David Pogue continues to share his insights in this latest entry, part of his excellent series on the Mac OS and how to make it do your bidding.
Mac OS X: The Missing Manual, Panther Edition,” by David Pogue (O’Reilly), is the latest in Pogue’s excellent series on the Mac OS and how to make it do your bidding. Panther (formally, Mac OS X v10.3) was introduced by Apple last fall, continuing their development of this robust, Unix-based operating system. Pogue’s update from his previous Jaguar (v10.2) Missing Manual arrived a couple of months later.
Pogue writes in a clear, entertaining style, improving the sometimes dry subject matter with illustrations and interesting sidebars. He covers both Mac OS X and the “iApps” that come with it, as well as related topics like networking and security. The book is usable as both a manual and a reference; one can read it from front to back or dive in via the comprehensive index to answer a particular question. As with his previous Mac OS X tomes, Pogue addresses the needs of all three constituencies: those experiencing the Mac for the first time, those graduating from Mac OS 9, and those switching from Windows. For instance, for the latter two he provides a couple of “Where’d It Go?” appendices to facilitate navigation in this new and unfamiliar territory.
For us long-time Mac users who still have to commute between the old and new neighborhoods for awhile, he offers strategies–such as partitioning your drive–for both running Mac OS 9 in the Classic environment (emulated from within Mac OS X) and setting up a dual-boot system.

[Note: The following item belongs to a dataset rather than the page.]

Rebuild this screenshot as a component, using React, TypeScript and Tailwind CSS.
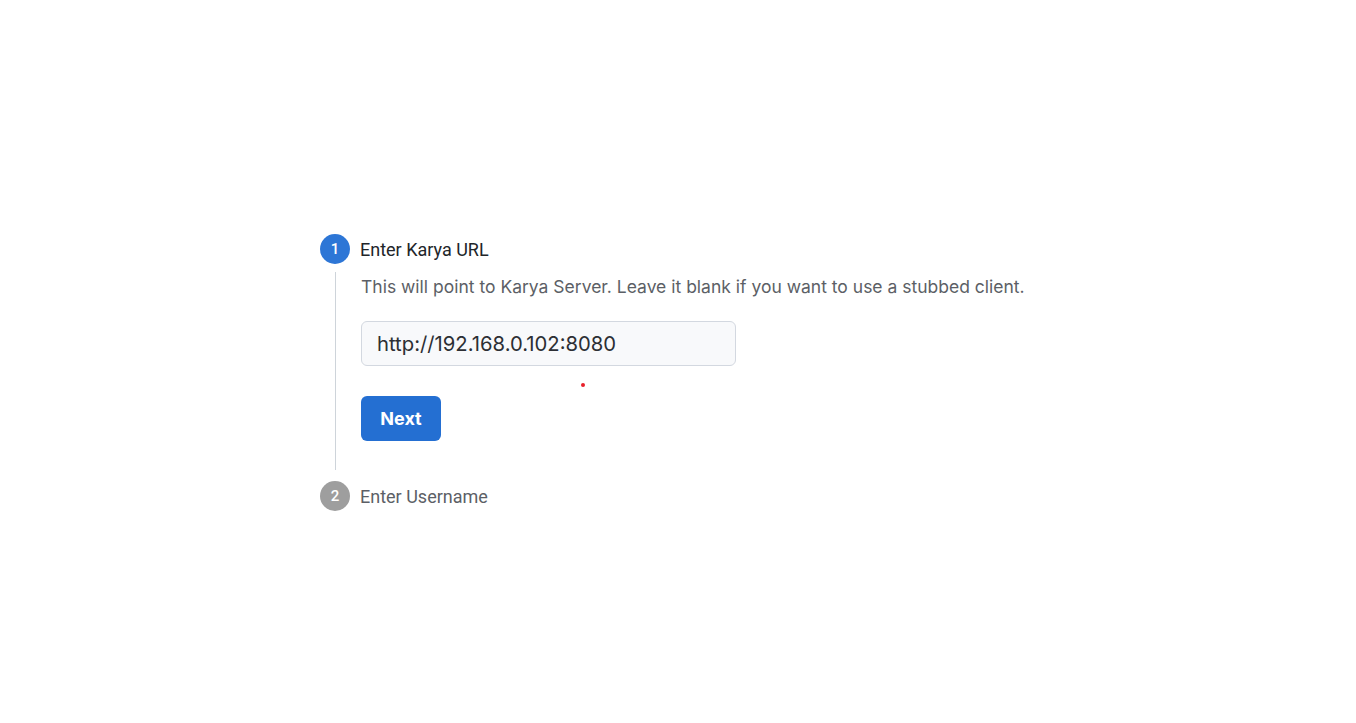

I’ve been a Mac user since 1989, starting with an SE “toaster” and System 6.0.2. Frankly, Mac OS 9 is closer to that 15-year-old system than it is to OS X. I put off upgrading for three years, rationalizing that OS X was still a work in progress and that it didn’t support all my applications. However, those excuses no longer wash, and I finally took the plunge. With Pogue’s help, everything is going smoothly, and I’m wondering what took me so long.